▶ [TASK DIRECTIONS]
Report the count of lines below that include "styles", without any other text.

▶ [DATA EXCERPT]
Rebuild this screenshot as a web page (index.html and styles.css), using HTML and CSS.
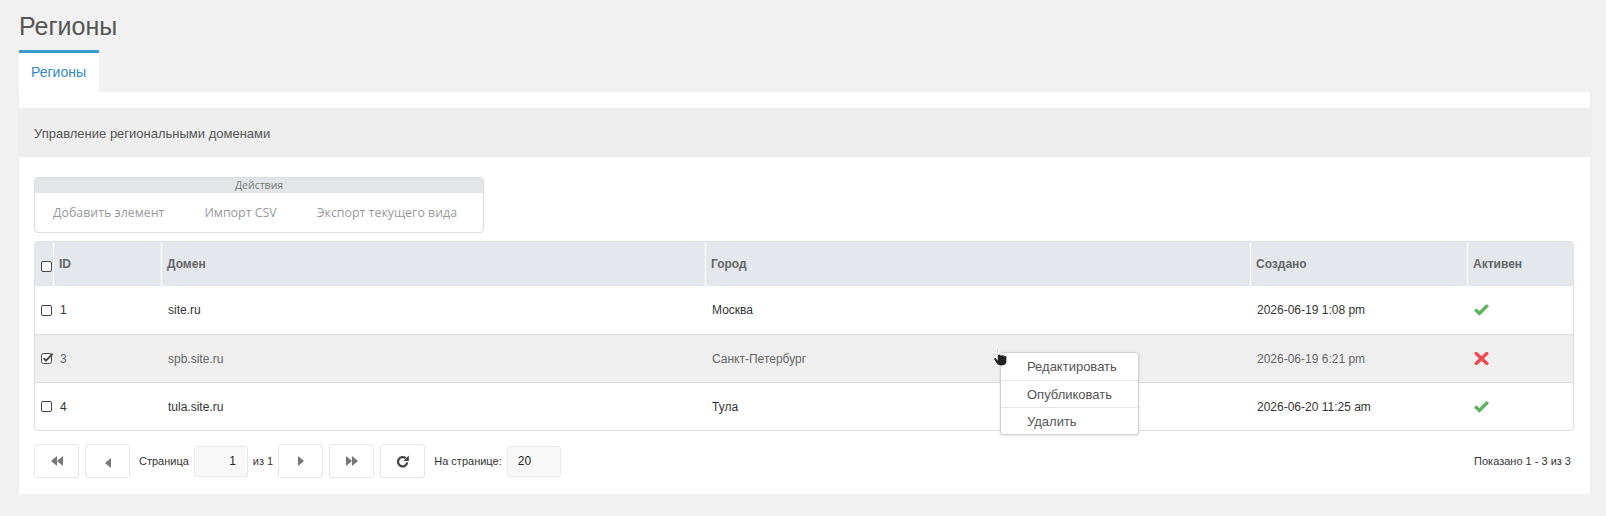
FILE: index.html
```html
<!DOCTYPE html>
<html lang="ru">
<head>
<meta charset="utf-8">
<title>Регионы</title>
<link rel="stylesheet" href="styles.css">
</head>
<body>
<h1 class="page-title">Регионы</h1>
<div class="tabs">
  <div class="tab active">Регионы</div>
</div>
<div class="panel">
  <div class="panel-head">Управление региональными доменами</div>
  <div class="panel-body">
    <div class="actions">
      <div class="actions-title">Действия</div>
      <div class="actions-items">
        <span class="action">Добавить элемент</span>
        <span class="action">Импорт CSV</span>
        <span class="action">Экспорт текущего вида</span>
      </div>
    </div>

    <div class="grid">
      <table>
        <colgroup>
          <col class="c-check">
          <col class="c-id">
          <col class="c-domain">
          <col class="c-city">
          <col class="c-created">
          <col class="c-active">
        </colgroup>
        <thead>
          <tr>
            <th class="cell-check"><span class="cb"></span></th>
            <th>ID</th>
            <th>Домен</th>
            <th>Город</th>
            <th>Создано</th>
            <th>Активен</th>
          </tr>
        </thead>
        <tbody>
          <tr>
            <td class="cell-check"><span class="cb"></span></td>
            <td>1</td>
            <td>site.ru</td>
            <td>Москва</td>
            <td>2026-06-19 1:08 pm</td>
            <td><svg class="ico-ok" width="15" height="12" viewBox="0 0 15 12"><polygon points="0,6.6 2.4,4.3 5.4,7.1 12.6,0 15,2.3 5.4,11.8" fill="#5cb35a"/></svg></td>
          </tr>
          <tr class="selected">
            <td class="cell-check"><svg class="cb-checked" width="13" height="12" viewBox="0 0 13 12"><rect x="0.5" y="1.5" width="10" height="10" rx="2" fill="#fff" stroke="#444"/><path d="M2.6 6.2 L5 8.6 L11.6 1.6" fill="none" stroke="#444" stroke-width="1.9"/></svg></td>
            <td>3</td>
            <td>spb.site.ru</td>
            <td>Санкт-Петербург</td>
            <td>2026-06-19 6:21 pm</td>
            <td><svg class="ico-no" width="15" height="13" viewBox="0 0 15 13"><path d="M2.2 1.6 L12.8 11.4 M12.8 1.6 L2.2 11.4" stroke="#ea4a52" stroke-width="3.4" stroke-linecap="round"/></svg></td>
          </tr>
          <tr>
            <td class="cell-check"><span class="cb"></span></td>
            <td>4</td>
            <td>tula.site.ru</td>
            <td>Тула</td>
            <td>2026-06-20 11:25 am</td>
            <td><svg class="ico-ok" width="15" height="12" viewBox="0 0 15 12"><polygon points="0,6.6 2.4,4.3 5.4,7.1 12.6,0 15,2.3 5.4,11.8" fill="#5cb35a"/></svg></td>
          </tr>
        </tbody>
      </table>
    </div>

    <div class="pager">
      <button class="pg-btn" type="button"><svg width="12" height="10" viewBox="0 0 12 10"><polygon points="6,0 0,5 6,10" fill="#777"/><polygon points="12,0 6,5 12,10" fill="#777"/></svg></button>
      <button class="pg-btn pg-low" type="button"><svg width="6" height="10" viewBox="0 0 6 10"><polygon points="6,0 0,5 6,10" fill="#777"/></svg></button>
      <span class="pg-label">Страница</span>
      <input class="pg-input pg-num" type="text" value="1" readonly>
      <span class="pg-of">из 1</span>
      <button class="pg-btn pg-after" type="button"><svg width="6" height="10" viewBox="0 0 6 10"><polygon points="0,0 6,5 0,10" fill="#777"/></svg></button>
      <button class="pg-btn" type="button"><svg width="12" height="10" viewBox="0 0 12 10"><polygon points="0,0 6,5 0,10" fill="#777"/><polygon points="6,0 12,5 6,10" fill="#777"/></svg></button>
      <button class="pg-btn" type="button"><svg width="14" height="13" viewBox="0 0 14 13"><path d="M11.2 7.4 A4.6 4.6 0 1 1 9.6 3.2" fill="none" stroke="#444" stroke-width="2.3"/><polygon points="12.8,0.6 12.8,6 7.4,6" fill="#444"/></svg></button>
      <span class="pg-label">На странице:</span>
      <input class="pg-input pg-size" type="text" value="20" readonly>
      <span class="pager-info">Показано 1 - 3 из 3</span>
    </div>
  </div>
</div>

<div class="ctx-menu">
  <div class="ctx-item">Редактировать</div>
  <div class="ctx-item">Опубликовать</div>
  <div class="ctx-item">Удалить</div>
</div>
<svg class="cursor" width="19" height="22" viewBox="0 0 18 21"><path d="M4.5 1c.9 0 1.6.7 1.6 1.6v5.3c.3-.2.7-.3 1.1-.3.7 0 1.3.4 1.5 1 .3-.3.8-.5 1.3-.5.7 0 1.3.5 1.5 1.1.3-.2.6-.3 1-.3 1 0 1.7.8 1.7 1.7v3.7c0 2.7-2 4.7-4.7 4.7H8c-1.6 0-2.8-.7-3.7-2L1.8 13.5c-.5-.8-.3-1.8.4-2.2.7-.4 1.5-.2 2 .4l.7.9V2.6C4.9 1.7 3.7 1 4.5 1z" fill="#222" stroke="#fff" stroke-width="1"/></svg>
</body>
</html>
```

FILE: styles.css
```css
* {
  box-sizing: border-box;
}

body {
  margin: 0;
  padding: 12px 16px 0 19px;
  background: #f1f1f1;
  font-family: "Liberation Sans", Arial, sans-serif;
  font-size: 12px;
  color: #333;
}

.page-title {
  margin: 0;
  font-size: 25px;
  line-height: 28px;
  font-weight: normal;
  color: #555;
}

.tabs {
  display: flex;
  margin-top: 10px;
}

.tab {
  width: 80px;
  height: 42px;
  border-top: 3px solid #3a9acb;
  background: #fff;
  color: #2f8bc0;
  font-size: 14px;
  line-height: 39px;
  padding-left: 12px;
}

.panel {
  background: #fff;
  padding-top: 16px;
  box-shadow: 0 1px 2px rgba(0, 0, 0, 0.06);
}

.panel-head {
  height: 49px;
  line-height: 51px;
  padding-left: 15px;
  background: #eeeeee;
  font-size: 13px;
  color: #555;
}

.panel-body {
  padding: 20px 16px 16px 15px;
}

/* actions box */
.actions {
  width: 450px;
  border: 1px solid #dcdcdc;
  border-radius: 4px;
  overflow: hidden;
}

.actions-title {
  height: 15px;
  line-height: 15px;
  background: #e3e5e8;
  text-align: center;
  font-family: "Open Sans", "Liberation Sans", sans-serif;
  font-size: 10.5px;
  color: #777;
}

.actions-items {
  display: flex;
  align-items: center;
  gap: 40px;
  height: 39px;
  padding-left: 18px;
}

.action {
  font-family: "Open Sans", "Liberation Sans", sans-serif;
  font-size: 12.4px;
  color: #999;
}

/* grid */
.grid {
  margin-top: 8px;
  border: 1px solid #dddddd;
  border-radius: 4px;
  overflow: hidden;
}

table {
  width: 100%;
  border-collapse: separate;
  border-spacing: 0;
  table-layout: fixed;
}

.c-check { width: 18px; }
.c-id { width: 108px; }
.c-domain { width: 544px; }
.c-city { width: 545px; }
.c-created { width: 217px; }
.c-active { width: 106px; }

th {
  height: 44px;
  background: #e4e7eb;
  text-align: left;
  font-weight: bold;
  color: #666;
  padding: 0 0 0 5px;
  border-left: 1px solid #fff;
}

th.cell-check {
  border-left: none;
  padding-left: 6px;
}

td {
  height: 48px;
  padding: 0 0 0 7px;
  color: #333;
  vertical-align: middle;
}

td.cell-check {
  padding-left: 6px;
}

tbody tr + tr td {
  border-top: 1px solid #dddddd;
}

tr.selected td {
  background: #efefef;
  color: #666;
}

.cb {
  display: block;
  width: 11px;
  height: 11px;
  border: 1px solid #444;
  border-radius: 2px;
  background: #fff;
}

th .cb {
  margin-top: 4px;
}

.cb-checked {
  display: block;
  margin-top: -1px;
}

.ico-ok,
.ico-no {
  display: block;
}

/* pager */
.pager {
  display: flex;
  align-items: center;
  margin-top: 13px;
  height: 34px;
  font-size: 11px;
}

.pg-btn {
  width: 45px;
  height: 34px;
  margin: 0 0 0 6px;
  padding: 0;
  border: 1px solid #e6e6e6;
  border-radius: 3px;
  background: #fff;
  display: flex;
  align-items: center;
  justify-content: center;
}

.pg-btn:first-child {
  margin-left: 0;
}

.pg-low svg {
  margin-top: 3px;
}

.pg-btn.pg-after {
  margin-left: 5px;
}

.pg-label {
  margin-left: 9px;
  color: #333;
}

.pg-of {
  margin-left: 5px;
  color: #333;
}

.pg-input {
  width: 54px;
  height: 31px;
  margin-left: 5px;
  border: 1px solid #e8e8e8;
  border-radius: 3px;
  background: #f8f8f8;
  font-family: "Liberation Sans", Arial, sans-serif;
  font-size: 12px;
  color: #222;
  outline: none;
}

.pg-num {
  text-align: right;
  padding: 0 11px 0 4px;
}

.pg-size {
  padding: 0 4px 0 10px;
}

.pager-info {
  margin-left: auto;
  padding-right: 3px;
  color: #333;
}

/* context menu */
.ctx-menu {
  position: absolute;
  left: 1000px;
  top: 352px;
  width: 139px;
  background: #fff;
  border: 1px solid #cfcfcf;
  border-radius: 3px;
  box-shadow: 0 1px 3px rgba(0, 0, 0, 0.12);
  font-size: 13px;
  color: #555;
}

.ctx-item {
  height: 27px;
  line-height: 27px;
  padding-left: 26px;
}

.ctx-item + .ctx-item {
  border-top: 1px solid #e6e6e6;
}

.cursor {
  position: absolute;
  left: 992px;
  top: 346px;
}
```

▶ [OUTPUT OF THE EXERCISE]
3